Bring Your 3D Scenes to Life: Simulating Shattering Glass and Crystal Textures

The dynamic visual of shattering glass or crystal adds an undeniable element of drama and realism to any 3D scene. Whether it’s an accidental drop, a forceful impact, or a stylistic explosion, accurately simulating these brittle materials requires a blend of physics, texturing, and rendering techniques. This guide will break down the process, helping you create convincing and captivating shattering effects.

1. Understanding Material Properties

Glass and crystal, while visually similar, have distinct properties. Glass is generally less refractive and has a lower index of refraction (IOR) than crystal. Crystal, particularly lead crystal, is known for its brilliance, sparkle, and higher IOR, which causes more pronounced light bending and dispersion (the rainbow effect). When simulating, consider these differences to achieve accurate visual fidelity. For both, the key is their brittleness and tendency to break into sharp, irregular fragments rather than crumbling.

2. Modeling the Breakage

The most effective way to simulate shattering is by using physics simulation tools within your 3D software. Most modern 3D applications have built-in rigid body dynamics or fracture modifiers. For glass, you’ll typically use a ‘fracture’ or ‘VDB fracture’ tool to pre-fragment your object into numerous pieces. The simulation then dictates how these pieces fly apart upon impact. The density of the fragments, the force of the impact, and the inherent ‘strength’ of the material within the simulation all play a role in the outcome. For more control, you might manually model a few key fracture points and then use procedural methods for the rest.

3. Texturing for Realism

Once fragmented, each piece needs to look like glass or crystal. This involves several key texture maps:

• Albedo/Base Color: Usually a very subtle tint or completely transparent.
• Roughness: Crucial for reflections. Clean glass/crystal will have very low roughness, leading to sharp reflections. However, fractured edges might have slightly higher roughness due to microscopic imperfections.
• IOR (Index of Refraction): This is vital. For glass, it’s around 1.5. For crystal, it can be higher, around 1.6 to 1.7. This value dictates how light bends as it passes through the object, creating the illusion of depth and refraction.
• Dispersion: For crystal, this map is essential. It simulates the separation of light into its spectral colors (like a prism), creating the characteristic rainbow shimmer.
• Normal Map: While not always necessary for smooth glass, a subtle normal map can add micro-surface imperfections or the appearance of internal stress lines that are common in fractured glass.

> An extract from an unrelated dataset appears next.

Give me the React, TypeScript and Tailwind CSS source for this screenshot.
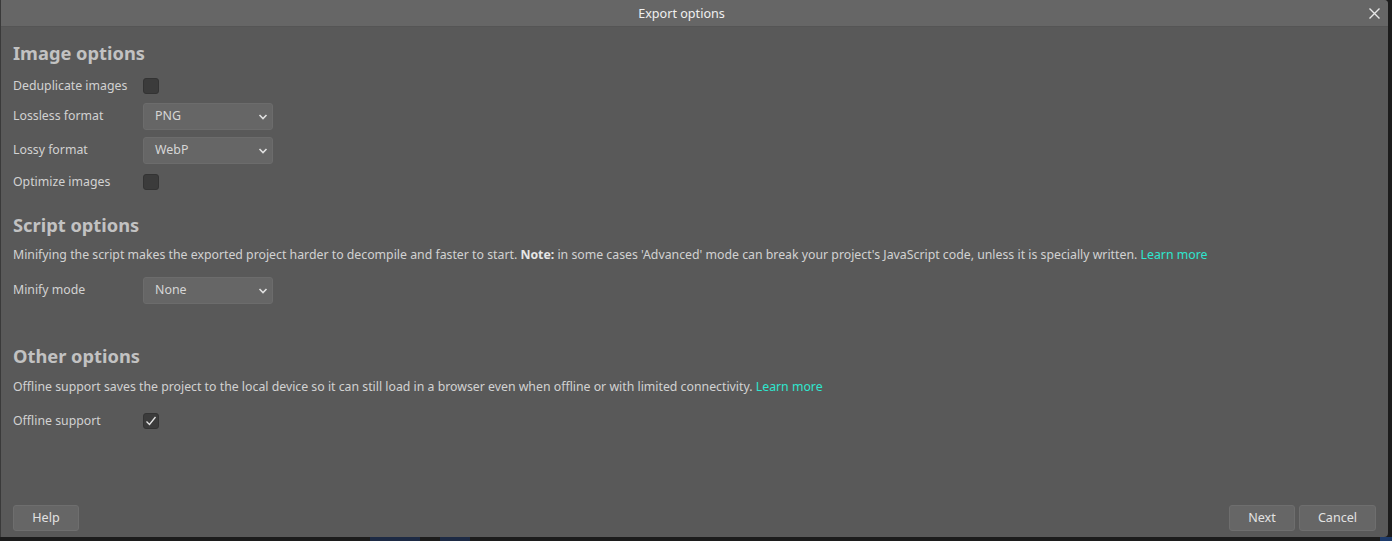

4. Lighting and Refraction

Realistic lighting is paramount for showcasing shattering glass. Use HDRIs or well-placed area lights to provide interesting reflections and refractions. The way light bends and splits as it passes through the fractured pieces is what sells the effect. Ensure your renderer is set up to handle refraction correctly. For crystal, the dispersion setting in your renderer will be key to achieving that dazzling prismatic effect. Pay attention to caustics – the light patterns formed when light is focused through a transparent object – as these can significantly enhance realism.

5. Post-Processing for Impact

In post-production, you can further enhance the shattering effect. Adding motion blur to the fragments can convey speed and impact. Subtle lens flares, chromatic aberration, and a slight vignette can add a cinematic quality. You might also composite in dust particles or debris to suggest the force of the impact. Consider adding subtle sound effects in your final video output to complete the immersive experience.

Simulating shattering glass and crystal textures is a rewarding process that can dramatically elevate the visual appeal of your 3D projects. By combining accurate physics simulations with meticulous material setup and intelligent lighting, you can create truly breathtaking and believable moments of destruction.